Very small amount of Premier Minor sides is a concern
When you hear some of the talk about Wexford hurling and football, hurling in particular, you would think that the game had become somewhat obsolete in the county.
Yes, we as a county have gone through some difficult years, years where there was little input to bringing under-age to another level through quality coaching and fixtures structures.
While one is always determined for players to flourish, the systems in place led us through some lean years, with little success at under-age level of any real consequence, so the conveyer belt just about dried up.
Every time you look back, although it's not the most positive approach to dealing with the problems, you still had to eliminate the negatives that were in place, building a whole new positive platform on which to plan for the future.
This has been laid over the past four or more years, with a quality under-age coaching structure in place, leading to huge improvement at Minor level, which in turn brought three successive provincial Under-21 hurling titles to the county.
The production route is crucial to Wexford coming up with the talent to compete at Senior inter-county level in both hurling and football. While the league offers the opportunity to test new, young players, the pressure is also on management to deliver results, which will make the coming weeks so crucial for both hurling and football in the county.

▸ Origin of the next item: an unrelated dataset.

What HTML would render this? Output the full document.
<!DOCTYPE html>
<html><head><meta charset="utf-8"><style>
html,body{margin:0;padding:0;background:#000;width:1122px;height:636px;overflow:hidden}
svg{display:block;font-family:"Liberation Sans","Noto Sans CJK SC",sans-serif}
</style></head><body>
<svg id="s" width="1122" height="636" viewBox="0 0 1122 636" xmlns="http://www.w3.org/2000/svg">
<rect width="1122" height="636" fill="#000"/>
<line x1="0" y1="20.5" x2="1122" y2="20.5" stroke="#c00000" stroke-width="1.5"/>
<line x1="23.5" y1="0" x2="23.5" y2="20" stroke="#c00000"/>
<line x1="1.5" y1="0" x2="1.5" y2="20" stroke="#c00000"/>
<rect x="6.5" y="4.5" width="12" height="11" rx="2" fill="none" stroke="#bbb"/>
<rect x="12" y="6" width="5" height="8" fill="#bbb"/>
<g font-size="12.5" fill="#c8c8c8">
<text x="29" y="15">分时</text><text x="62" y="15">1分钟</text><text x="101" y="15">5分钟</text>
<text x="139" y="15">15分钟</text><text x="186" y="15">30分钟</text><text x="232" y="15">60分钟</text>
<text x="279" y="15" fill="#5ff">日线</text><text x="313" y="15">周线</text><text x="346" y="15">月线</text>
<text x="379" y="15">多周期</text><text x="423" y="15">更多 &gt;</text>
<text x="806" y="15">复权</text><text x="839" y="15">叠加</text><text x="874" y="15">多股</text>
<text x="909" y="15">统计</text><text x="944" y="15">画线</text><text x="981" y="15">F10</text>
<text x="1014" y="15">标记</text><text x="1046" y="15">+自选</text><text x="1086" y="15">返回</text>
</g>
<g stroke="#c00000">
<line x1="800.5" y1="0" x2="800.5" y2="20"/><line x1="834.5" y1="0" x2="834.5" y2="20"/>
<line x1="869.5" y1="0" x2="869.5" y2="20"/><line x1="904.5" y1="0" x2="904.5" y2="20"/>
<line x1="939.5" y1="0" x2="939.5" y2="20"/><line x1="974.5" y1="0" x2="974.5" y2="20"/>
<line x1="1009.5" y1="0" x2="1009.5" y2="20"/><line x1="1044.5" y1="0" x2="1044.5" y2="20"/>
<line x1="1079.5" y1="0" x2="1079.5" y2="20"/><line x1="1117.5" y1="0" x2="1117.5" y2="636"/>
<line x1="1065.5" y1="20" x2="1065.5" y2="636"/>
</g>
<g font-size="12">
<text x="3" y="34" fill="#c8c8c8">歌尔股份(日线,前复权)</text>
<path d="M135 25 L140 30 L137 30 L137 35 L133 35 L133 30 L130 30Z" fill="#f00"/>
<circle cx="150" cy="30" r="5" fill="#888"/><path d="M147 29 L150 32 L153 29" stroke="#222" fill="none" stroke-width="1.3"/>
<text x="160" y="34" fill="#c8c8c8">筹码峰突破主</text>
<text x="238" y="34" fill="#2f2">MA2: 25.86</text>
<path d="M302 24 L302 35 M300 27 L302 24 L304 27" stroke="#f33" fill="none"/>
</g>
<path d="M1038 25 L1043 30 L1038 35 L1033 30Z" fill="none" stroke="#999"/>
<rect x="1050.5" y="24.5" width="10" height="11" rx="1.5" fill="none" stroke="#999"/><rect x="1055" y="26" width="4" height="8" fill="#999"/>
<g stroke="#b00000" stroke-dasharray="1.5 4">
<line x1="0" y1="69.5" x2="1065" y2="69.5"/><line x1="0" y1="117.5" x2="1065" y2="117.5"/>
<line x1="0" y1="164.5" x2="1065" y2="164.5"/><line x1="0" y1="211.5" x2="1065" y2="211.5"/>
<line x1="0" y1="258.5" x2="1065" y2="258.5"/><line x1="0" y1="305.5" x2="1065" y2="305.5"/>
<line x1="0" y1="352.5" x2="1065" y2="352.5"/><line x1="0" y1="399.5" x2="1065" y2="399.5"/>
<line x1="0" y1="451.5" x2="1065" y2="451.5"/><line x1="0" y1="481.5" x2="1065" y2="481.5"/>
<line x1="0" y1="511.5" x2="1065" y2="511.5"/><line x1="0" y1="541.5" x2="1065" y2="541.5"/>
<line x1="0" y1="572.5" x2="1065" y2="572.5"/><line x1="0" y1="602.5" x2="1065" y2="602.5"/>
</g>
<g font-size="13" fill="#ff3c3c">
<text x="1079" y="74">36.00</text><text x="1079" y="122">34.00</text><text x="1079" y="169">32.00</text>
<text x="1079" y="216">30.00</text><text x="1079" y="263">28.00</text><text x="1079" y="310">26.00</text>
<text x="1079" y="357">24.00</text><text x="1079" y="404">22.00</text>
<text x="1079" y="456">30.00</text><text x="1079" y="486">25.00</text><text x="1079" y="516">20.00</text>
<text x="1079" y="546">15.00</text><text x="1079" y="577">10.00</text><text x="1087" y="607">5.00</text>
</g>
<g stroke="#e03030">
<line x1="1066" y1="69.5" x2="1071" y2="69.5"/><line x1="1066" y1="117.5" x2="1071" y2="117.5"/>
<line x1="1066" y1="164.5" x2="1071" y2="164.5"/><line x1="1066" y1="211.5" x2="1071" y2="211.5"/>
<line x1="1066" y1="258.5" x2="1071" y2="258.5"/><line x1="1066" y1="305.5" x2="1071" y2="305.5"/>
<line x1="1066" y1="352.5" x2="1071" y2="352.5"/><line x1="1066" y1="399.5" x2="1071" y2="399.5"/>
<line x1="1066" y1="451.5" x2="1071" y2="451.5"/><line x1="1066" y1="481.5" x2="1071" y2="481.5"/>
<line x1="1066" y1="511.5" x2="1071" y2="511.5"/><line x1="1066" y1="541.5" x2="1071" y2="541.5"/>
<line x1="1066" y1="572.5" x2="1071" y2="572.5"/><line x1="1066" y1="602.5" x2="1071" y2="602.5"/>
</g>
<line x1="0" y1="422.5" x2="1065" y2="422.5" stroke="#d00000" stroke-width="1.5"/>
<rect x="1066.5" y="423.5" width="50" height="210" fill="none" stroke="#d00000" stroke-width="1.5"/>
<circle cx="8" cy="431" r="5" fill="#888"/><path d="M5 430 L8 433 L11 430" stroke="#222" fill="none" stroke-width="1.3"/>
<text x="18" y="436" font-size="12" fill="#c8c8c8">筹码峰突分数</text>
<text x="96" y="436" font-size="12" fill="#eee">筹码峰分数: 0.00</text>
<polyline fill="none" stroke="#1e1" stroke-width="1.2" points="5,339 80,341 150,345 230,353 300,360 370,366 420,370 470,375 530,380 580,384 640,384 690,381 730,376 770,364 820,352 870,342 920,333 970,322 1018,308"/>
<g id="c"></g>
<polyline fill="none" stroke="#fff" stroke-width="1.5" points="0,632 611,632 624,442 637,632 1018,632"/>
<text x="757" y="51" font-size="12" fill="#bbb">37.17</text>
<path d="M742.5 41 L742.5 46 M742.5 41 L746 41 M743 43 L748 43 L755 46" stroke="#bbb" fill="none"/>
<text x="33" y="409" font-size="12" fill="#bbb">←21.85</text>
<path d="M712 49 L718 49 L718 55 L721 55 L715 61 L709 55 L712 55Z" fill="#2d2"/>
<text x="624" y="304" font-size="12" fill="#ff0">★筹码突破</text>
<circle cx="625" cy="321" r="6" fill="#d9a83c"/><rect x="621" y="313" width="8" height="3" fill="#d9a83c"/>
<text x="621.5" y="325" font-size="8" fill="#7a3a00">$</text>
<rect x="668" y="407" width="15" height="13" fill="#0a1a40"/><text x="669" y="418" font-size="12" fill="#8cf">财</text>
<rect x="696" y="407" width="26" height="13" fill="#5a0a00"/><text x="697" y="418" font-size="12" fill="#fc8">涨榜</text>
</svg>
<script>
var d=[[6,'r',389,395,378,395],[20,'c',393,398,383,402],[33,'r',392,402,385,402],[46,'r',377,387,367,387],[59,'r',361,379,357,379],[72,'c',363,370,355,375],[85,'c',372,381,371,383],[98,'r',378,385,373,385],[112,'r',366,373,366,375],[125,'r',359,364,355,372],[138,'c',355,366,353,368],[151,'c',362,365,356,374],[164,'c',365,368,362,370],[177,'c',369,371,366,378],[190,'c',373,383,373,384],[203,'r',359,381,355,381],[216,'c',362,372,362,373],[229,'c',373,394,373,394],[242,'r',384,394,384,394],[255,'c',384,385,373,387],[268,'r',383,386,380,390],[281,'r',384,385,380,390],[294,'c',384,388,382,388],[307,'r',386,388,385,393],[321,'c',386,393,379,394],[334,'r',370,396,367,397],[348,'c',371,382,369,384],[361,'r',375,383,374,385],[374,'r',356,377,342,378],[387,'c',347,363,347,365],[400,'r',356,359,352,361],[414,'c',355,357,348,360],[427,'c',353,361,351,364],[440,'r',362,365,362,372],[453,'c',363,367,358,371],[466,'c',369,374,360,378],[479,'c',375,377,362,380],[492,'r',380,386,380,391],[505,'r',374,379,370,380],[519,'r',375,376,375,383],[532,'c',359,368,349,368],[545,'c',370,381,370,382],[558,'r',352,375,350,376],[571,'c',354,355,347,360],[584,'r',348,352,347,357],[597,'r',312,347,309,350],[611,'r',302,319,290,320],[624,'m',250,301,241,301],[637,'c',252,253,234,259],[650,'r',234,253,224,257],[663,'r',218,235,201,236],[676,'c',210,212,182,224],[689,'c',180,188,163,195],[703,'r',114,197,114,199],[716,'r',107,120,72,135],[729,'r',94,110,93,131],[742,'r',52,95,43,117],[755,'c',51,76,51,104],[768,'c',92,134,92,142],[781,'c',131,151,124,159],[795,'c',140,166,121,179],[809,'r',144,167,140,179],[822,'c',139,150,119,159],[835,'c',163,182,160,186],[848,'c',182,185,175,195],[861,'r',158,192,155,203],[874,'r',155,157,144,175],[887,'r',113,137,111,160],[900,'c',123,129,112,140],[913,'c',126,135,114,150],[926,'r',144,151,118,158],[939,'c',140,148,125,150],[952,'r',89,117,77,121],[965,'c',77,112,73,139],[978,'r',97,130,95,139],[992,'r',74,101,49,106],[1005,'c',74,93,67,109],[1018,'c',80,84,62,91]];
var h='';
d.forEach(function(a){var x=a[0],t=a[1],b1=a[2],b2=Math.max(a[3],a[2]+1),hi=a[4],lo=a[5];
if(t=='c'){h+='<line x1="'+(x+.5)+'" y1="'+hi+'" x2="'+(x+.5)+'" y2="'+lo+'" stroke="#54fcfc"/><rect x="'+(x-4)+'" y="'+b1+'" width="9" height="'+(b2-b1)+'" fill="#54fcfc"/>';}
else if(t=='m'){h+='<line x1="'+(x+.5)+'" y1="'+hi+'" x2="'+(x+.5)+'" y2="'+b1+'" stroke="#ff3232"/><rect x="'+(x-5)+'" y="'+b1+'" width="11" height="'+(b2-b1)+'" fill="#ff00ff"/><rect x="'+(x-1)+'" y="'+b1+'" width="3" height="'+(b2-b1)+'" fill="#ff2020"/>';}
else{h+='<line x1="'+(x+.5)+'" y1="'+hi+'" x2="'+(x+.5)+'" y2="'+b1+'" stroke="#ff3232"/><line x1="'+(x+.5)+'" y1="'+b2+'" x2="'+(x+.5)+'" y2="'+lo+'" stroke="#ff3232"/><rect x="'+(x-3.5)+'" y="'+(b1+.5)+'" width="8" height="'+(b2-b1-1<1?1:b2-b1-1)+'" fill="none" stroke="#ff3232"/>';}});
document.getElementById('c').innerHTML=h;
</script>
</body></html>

For the footballers it's a continued battle towards promotion, while for the hurlers it's securing a quarter-final spot, which makes it even more difficult to introduce young players to the starting 15.
Wexford is facing a big challenge in the youth game, the need to come up with a decent competition structure. Currently that pathway is fraught with difficulties, particularly at under-age level, where the number of grades is clearly hampering the lifting of standards among clubs.

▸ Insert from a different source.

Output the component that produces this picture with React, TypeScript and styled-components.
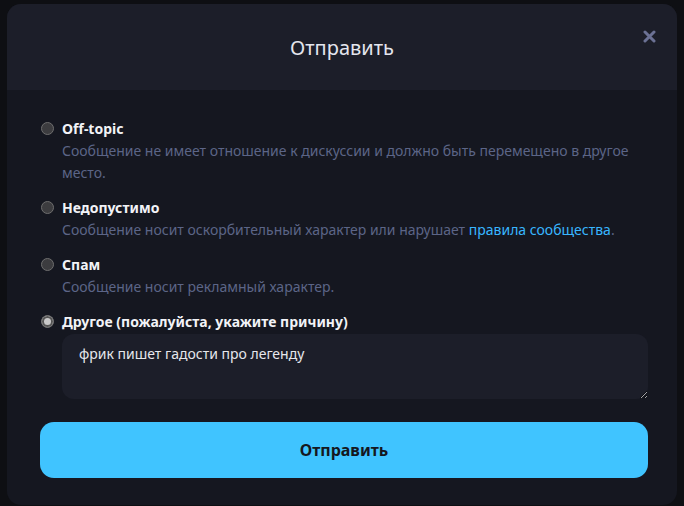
import styled, { createGlobalStyle } from "styled-components";

const Global = createGlobalStyle`
  html, body {
    margin: 0;
    padding: 0;
    background: #0e0f13;
    font-family: "Noto Sans", "Open Sans", sans-serif;
  }
`;

const Page = styled.div`
  width: 684px;
  height: 506px;
  overflow: hidden;
  padding: 4px 7px 0 7px;
  box-sizing: border-box;
`;

const Modal = styled.div`
  width: 670px;
  height: 501px;
  background: #151720;
  border-radius: 14px;
  overflow: hidden;
  display: flex;
  flex-direction: column;
`;

const Header = styled.div`
  position: relative;
  height: 86px;
  background: #1c1e29;
  display: flex;
  align-items: center;
  justify-content: center;
`;

const Title = styled.h2`
  margin: 0;
  font-size: 20px;
  font-weight: 400;
  color: #e4e6ee;
`;

const Close = styled.button`
  position: absolute;
  top: 21px;
  right: 17px;
  width: 22px;
  height: 22px;
  padding: 0;
  border: none;
  background: none;
  display: flex;
  align-items: center;
  justify-content: center;
  cursor: pointer;
`;

const Body = styled.div`
  padding: 28px 29px 0 33px;
  display: flex;
  flex-direction: column;
`;

const Options = styled.div`
  display: flex;
  flex-direction: column;
  gap: 13px;
`;

const Option = styled.label`
  display: grid;
  grid-template-columns: 14px 1fr;
  column-gap: 8px;
  font-size: 14px;
  line-height: 22px;
`;

const Radio = styled.span<{ $checked?: boolean }>`
  width: 13px;
  height: 13px;
  margin-top: 4px;
  margin-left: 1px;
  border-radius: 50%;
  box-sizing: border-box;
  border: 1px solid #6e6e6e;
  background: ${(p) => (p.$checked ? "#c9c9c9" : "#3c3c3f")};
  box-shadow: ${(p) => (p.$checked ? "inset 0 0 0 2px #555" : "none")};
`;

const Name = styled.span`
  font-weight: 700;
  color: #f2f3f7;
`;

const Desc = styled.span`
  grid-column: 2;
  color: #5c6587;
`;

const Rules = styled.a`
  color: #38b6ff;
  text-decoration: none;
`;

const Reason = styled.textarea`
  grid-column: 2;
  margin-top: 1px;
  height: 65px;
  box-sizing: border-box;
  padding: 9px 17px;
  border: none;
  border-radius: 12px;
  background: #1c1e29;
  color: #e6e7ec;
  font-family: inherit;
  font-size: 14px;
  line-height: 22px;
  outline: none;
`;

const Submit = styled.button`
  margin-top: 23px;
  height: 56px;
  border: none;
  border-radius: 14px;
  background: #40c4ff;
  color: #151720;
  font-family: inherit;
  font-size: 16px;
  font-weight: 700;
  cursor: pointer;
`;

const reasons = [
  {
    name: "Off-topic",
    desc: "Сообщение не имеет отношение к дискуссии и должно быть перемещено в другое место.",
  },
  { name: "Недопустимо", desc: null },
  { name: "Спам", desc: "Сообщение носит рекламный характер." },
];

export default function App() {
  return (
    <>
      <Global />
      <Page>
        <Modal>
          <Header>
            <Title>Отправить</Title>
            <Close aria-label="Закрыть">
              <svg width="13" height="13" viewBox="0 0 13 13">
                <path d="M2 2L11 11M11 2L2 11" stroke="#6b7194" strokeWidth="3" strokeLinecap="round" />
              </svg>
            </Close>
          </Header>
          <Body>
            <Options>
              {reasons.map((r) => (
                <Option key={r.name}>
                  <Radio />
                  <Name>{r.name}</Name>
                  <Desc>
                    {r.desc ?? (
                      <>
                        Сообщение носит оскорбительный характер или нарушает{" "}
                        <Rules href="#">правила сообщества</Rules>.
                      </>
                    )}
                  </Desc>
                </Option>
              ))}
              <Option>
                <Radio $checked />
                <Name>Другое (пожалуйста, укажите причину)</Name>
                <Reason defaultValue="фрик пишет гадости про легенду" />
              </Option>
            </Options>
            <Submit>Отправить</Submit>
          </Body>
        </Modal>
      </Page>
    </>
  );
}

Take this year's Wexford People Premier Minor hurling championship where it is down to a handful of teams. This in turn leads to a lowering of standards, while clubs in the lower divisions are left in a position to win county championships without having to reach a standard that would in turn see them as having a promising future with a particular group of players.

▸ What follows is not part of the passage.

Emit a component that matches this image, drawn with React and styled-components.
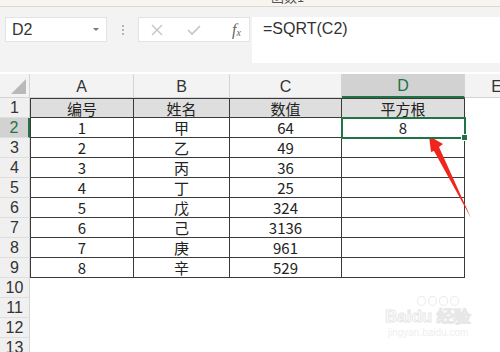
import React from "react";
import styled, { createGlobalStyle } from "styled-components";

const GlobalStyle = createGlobalStyle`
  html, body {
    margin: 0;
    padding: 0;
    background: #ffffff;
    overflow: hidden;
  }
  body {
    font-family: "Noto Sans CJK SC", "Liberation Sans", sans-serif;
  }
`;

const cols = ["A", "B", "C", "D"];
const rows = [
  ["编号", "姓名", "数值", "平方根"],
  ["1", "甲", "64", "8"],
  ["2", "乙", "49", ""],
  ["3", "丙", "36", ""],
  ["4", "丁", "25", ""],
  ["5", "戊", "324", ""],
  ["6", "己", "3136", ""],
  ["7", "庚", "961", ""],
  ["8", "辛", "529", ""],
];
const emptyRows = [10, 11, 12, 13];

const App = () => (
  <Page>
    <GlobalStyle />
    <TitleStrip>
      <TitleText>函数1</TitleText>
    </TitleStrip>

    <Toolbar>
      <NameBox>
        <span>D2</span>
        <Caret />
      </NameBox>
      <Grip>
        <i />
        <i />
        <i />
      </Grip>
      <FxBox>
        <svg width="14" height="14" viewBox="0 0 14 14">
          <path d="M2 2 L12 12 M12 2 L2 12" stroke="#c4c4c4" strokeWidth="1.4" fill="none" />
        </svg>
        <svg width="16" height="14" viewBox="0 0 16 14">
          <path d="M2 7 L6 11 L14 3" stroke="#c4c4c4" strokeWidth="1.6" fill="none" />
        </svg>
        <FxLabel>
          f<sub>x</sub>
        </FxLabel>
      </FxBox>
      <FormulaInput>=SQRT(C2)</FormulaInput>
    </Toolbar>

    <Sheet>
      <Corner>
        <svg width="15" height="15" viewBox="0 0 15 15">
          <polygon points="15,0 15,15 0,15" fill="#b9b9b9" />
        </svg>
      </Corner>
      {cols.map((c) => (
        <ColHead key={c} $active={c === "D"}>
          {c}
        </ColHead>
      ))}
      <ColHead>E</ColHead>

      {rows.map((r, i) => (
        <React.Fragment key={i}>
          <RowHead $active={i === 1}>{i + 1}</RowHead>
          {r.map((v, j) => (
            <Cell
              key={j}
              $head={i === 0}
              $first={j === 0}
              $top={i === 0}
              $selected={i === 1 && j === 3}
            >
              {v}
            </Cell>
          ))}
          <Blank />
        </React.Fragment>
      ))}

      {emptyRows.map((n) => (
        <React.Fragment key={n}>
          <RowHead>{n}</RowHead>
          <Blank />
          <Blank />
          <Blank />
          <Blank />
          <Blank />
        </React.Fragment>
      ))}
    </Sheet>

    <Arrow width="50" height="90" viewBox="0 0 50 90">
      <polygon points="0,0 14,8 10,11 42,82 5,15 2,16" fill="#f0261e" />
    </Arrow>

    <Watermark>
      <Paw>
        <i />
        <i />
        <i />
        <i />
      </Paw>
      <Brand>Baidu 经验</Brand>
      <Url>jingyan.baidu.com</Url>
    </Watermark>
  </Page>
);

const Page = styled.div`
  position: relative;
  width: 500px;
  height: 352px;
  overflow: hidden;
  background: #ffffff;
`;

const TitleStrip = styled.div`
  height: 6px;
  background: #f8f4f0;
  border-bottom: 1px solid #ddd8d3;
  overflow: hidden;
  display: flex;
  justify-content: center;
  padding-left: 75px;
`;

const TitleText = styled.div`
  font-size: 13px;
  line-height: 13px;
  margin-top: -10px;
  color: #555;
`;

const Toolbar = styled.div`
  height: 65px;
  box-sizing: border-box;
  background: #f3f3f3;
  display: flex;
  align-items: flex-start;
  padding: 10px 0 0 5px;
`;

const NameBox = styled.div`
  width: 102px;
  height: 25px;
  box-sizing: border-box;
  background: #fff;
  border: 1px solid #e3e3e3;
  display: flex;
  align-items: center;
  justify-content: space-between;
  padding: 0 7px 0 6px;
  font-family: "Liberation Sans", sans-serif;
  font-size: 16px;
  color: #333;
`;

const Caret = styled.span`
  width: 0;
  height: 0;
  border-left: 3px solid transparent;
  border-right: 3px solid transparent;
  border-top: 3px solid #777;
`;

const Grip = styled.div`
  width: 31px;
  height: 25px;
  display: flex;
  flex-direction: column;
  align-items: center;
  justify-content: center;
  gap: 2px;
  i {
    width: 2px;
    height: 2px;
    background: #b5b5b5;
  }
`;

const FxBox = styled.div`
  width: 112px;
  height: 25px;
  box-sizing: border-box;
  background: #fff;
  border: 1px solid #e3e3e3;
  display: flex;
  align-items: center;
  padding: 0 8px 0 11px;
  gap: 22px;
`;

const FxLabel = styled.span`
  margin-left: auto;
  font-family: "Liberation Serif", serif;
  font-style: italic;
  font-size: 16px;
  color: #666;
  sub {
    font-size: 10px;
    vertical-align: -1px;
  }
`;

const FormulaInput = styled.div`
  flex: 1;
  margin-left: 2px;
  height: 46px;
  box-sizing: border-box;
  background: #fff;
  padding: 3px 0 0 11px;
  font-family: "Liberation Sans", sans-serif;
  font-size: 16px;
  color: #333;
`;

const Sheet = styled.div`
  margin-top: 2px;
  display: grid;
  grid-template-columns: 30px 104px 96px 112px 123px 64px;
  grid-template-rows: 24px repeat(13, 20px);
  font-size: 15px;
  color: #222;
`;

const Corner = styled.div`
  background: #f3f3f3;
  border-right: 1px solid #d4d4d4;
  border-bottom: 1px solid #d4d4d4;
  display: flex;
  align-items: flex-end;
  justify-content: flex-end;
  padding: 0 3px 3px 0;
`;

const ColHead = styled.div`
  background: ${(p) => (p.$active ? "#d2d2d2" : "#f3f3f3")};
  color: ${(p) => (p.$active ? "#217346" : "#333")};
  border-right: 1px solid #d4d4d4;
  border-bottom: ${(p) => (p.$active ? "2px solid #217346" : "1px solid #d4d4d4")};
  box-sizing: border-box;
  display: flex;
  align-items: center;
  justify-content: center;
  font-family: "Liberation Sans", sans-serif;
  font-size: 16px;
  padding-top: 2px;
`;

const RowHead = styled.div`
  background: ${(p) => (p.$active ? "#d2d2d2" : "#f0f0f0")};
  color: ${(p) => (p.$active ? "#217346" : "#333")};
  border-right: ${(p) => (p.$active ? "2px solid #217346" : "1px solid #d4d4d4")};
  border-bottom: 1px solid #dedede;
  box-sizing: border-box;
  display: flex;
  align-items: center;
  justify-content: center;
  font-family: "Liberation Sans", sans-serif;
  font-size: 16px;
`;

const Cell = styled.div`
  position: relative;
  box-sizing: border-box;
  background: ${(p) => (p.$head ? "#dedede" : "#fff")};
  border-right: 1px solid #3a3a3a;
  border-bottom: 1px solid #3a3a3a;
  border-left: ${(p) => (p.$first ? "1px solid #3a3a3a" : "none")};
  border-top: ${(p) => (p.$top ? "1px solid #3a3a3a" : "none")};
  display: flex;
  align-items: center;
  justify-content: center;
  line-height: 1;
  ${(p) =>
    p.$selected &&
    `
    outline: 2px solid #217346;
    outline-offset: -1px;
    z-index: 1;
    &::after {
      content: "";
      position: absolute;
      right: -4px;
      bottom: -4px;
      width: 5px;
      height: 5px;
      background: #217346;
      border: 1px solid #fff;
    }
  `}
`;

const Blank = styled.div`
  background: #fff;
`;

const Arrow = styled.svg`
  position: absolute;
  left: 429px;
  top: 136px;
`;

const Watermark = styled.div`
  position: absolute;
  left: 382px;
  top: 296px;
  width: 92px;
  display: flex;
  flex-direction: column;
  align-items: center;
  opacity: 0.8;
`;

const Paw = styled.div`
  display: flex;
  gap: 2px;
  height: 12px;
  margin-left: 20px;
  i {
    width: 7px;
    height: 8px;
    border: 1px solid #e6e6e6;
    border-radius: 50%;
  }
`;

const Brand = styled.div`
  font-family: "Liberation Sans", sans-serif;
  font-size: 17px;
  font-weight: bold;
  line-height: 18px;
  color: #fff;
  -webkit-text-stroke: 1px #e2e2e2;
`;

const Url = styled.div`
  font-family: "Liberation Sans", sans-serif;
  font-size: 10px;
  line-height: 14px;
  color: #ececec;
`;

export default App;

The biggest challenge in the youth game is to come up with a competition structure that will lead to higher standards. The introduction of so many grades, backed up by subsidiary competitions, is just an opt out, as in the long run it does little for the standard of either hurling or football.
It might have the benefit of adding more players, but a restructuring of grades from Premier to Divisions 1 and 2 would surely suffice to provide enough games of real quality.
At the end of the day it's not about clubs winning county titles just for the sake of it by entering a lower grade, it's all about reaching a standard that would secure their future for the years ahead.
We have to understand that Wexford hurling is in need of a strong Minor structure to feed through to Under-21 level, eventually supplying players to Senior level. This is the type of conveyor belt that is available in successful counties such as Kilkenny, Waterford, Tipperary, Clare and Galway.
At the moment all one hears is whinging from individuals, particularly regarding the lack of Minor success, coupled with regrading, but perhaps the time has arrived for more dialogue which would be a starting point.
When he came in as County Chairman, a little over four years ago, Diarmuid Devereux certainly did not sit on the fence. He restructured the coaching systems in place, leading to success at Under-21 hurling, Junior football and Intermediate hurling.
It's easy for people to contribute nothing and say that won't work. Does that mean we don't do anything? Do we sit there and keep being reactive or do we actually become proactive and try to confront some of the challenges in the game head-on and see if we can actually make it work?
Doing nothing cannot be an option. Perhaps now is the time to look at the Wexford People Premier Minor hurling championship in the county. Surely in what is portrayed as a strong and developing hurling county clubs can offer more. Clubs here have much to answer for or is the grading system all wrong?